I don't believe any obfuscation setup is safe. Period. They may work today, but if they ever get adopted widely enough to annoy the spammers, they'll be broken. And with their continuing to build huge farms of zombied machines for delivery (which is what's hosed over the RBLs, the spammers have figured out how to hack around them by changing their delivery methods and using stolen system access), if they can use a machine for zombie delivery of spam, they can use that machine for computational work, too, so you should assume the spammers have a roughly infinitely large cluster of machines they can use to throw cycles at whatever you build. Because they do.

I read a study dated March 2003 that showed that simple obfsucation
techniques actually work, but I think (and the study even states)
that it likely that it is a matter of time that spammers adapt.

most of them are broken now. basically useless.
uses a POST form to obfsucate addresses, but it is straight-forward
to customize a harvester to defeat it.

anythign with a large enough data-set to warrant the spammer's attention will get it. mHonarc, sort of by definition, will be high on their lists.

Obfuscation is a waste of energy. It works only as long as the spammers don't bother worrying about it.

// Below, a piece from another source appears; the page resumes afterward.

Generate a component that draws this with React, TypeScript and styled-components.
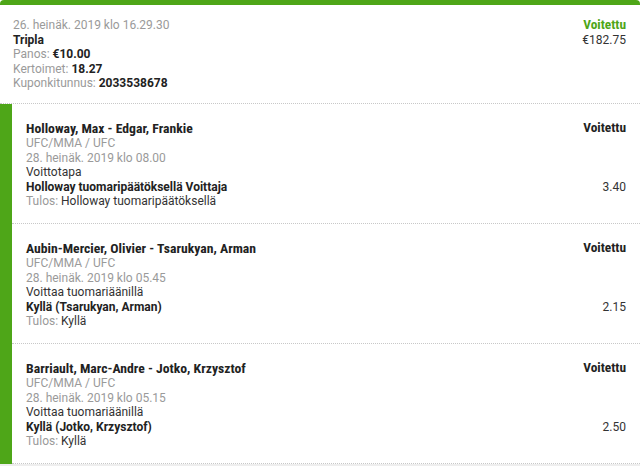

Graphic representations are non-accessible, crackable (via OCR) and not easily used by end-users, so they not only don't solve the problem, they create new ones. javascript-based and POST-based stuff, ditto -- you break in all sorts of systems today (like phone browsers) where people want access to that data, and it only holds off the spammers as long as they don't bother implementing it. those aren't solutions, just delaying tactics. Bad use of time.

 Since text-only
browsers can still read the messages in the archives, is it okay that
they will not have the ability to determine the author's address if
an image-based solution is adobted?  Is this an acceptable limitation
weighed against the problem of spam?

I think a "guest" has no demand on access to sensitive data. I don't allow "guests" open access to private mail lists, for instance, and I see no reason why they should assume they should have access to it.

I think it's safe to extend that to data I consider sensitive or private. Just because we've always been open and that data is accessible doesn't mean there's any requirement it remain so. After all, there was a time in life when few houses had locks on them, too. Times change. not only do we lock doors and windows, we build gated communities.

I think the only safe way to do this is to make sure that this sensitive data is simply never in the data stream -- it's edited out before a user can get to it. If it's not there, it can't be de-obfuscated, it can't be reconstructed, it can't be reverse-engineered, because it's not there.

If people want more access, including that restricted data, then biuld a system to let them authenticate in and be granted access. I think that's more or less beyond the scope of mHonarc, but strongly related to it. In a perfect world, however you authenticate yourself to the maling list to prove that "you are you" for purposes of posting or accepting list mail is how you'd authenticate into the archives, too, which implies this is probably a list-server operation which pulls data out of mHonarc, not a mHonarc operation, unless you want to start tightly coupling all of these different pieces together. Which has advantages and disadvantages...

I'd probably argue against building data-stripping data into mHonarc, but perhaps a group of mHonarc folks would be interested in building a separate-but-equal project (similar to mharc) to handle the delivery/stripping/authentication piece, with hooks that allow it to interface into other systems for authentication data, so it could, perhaps, use Mailman email addresses and passwords, or Sympa user data to simplify things for the users a bit.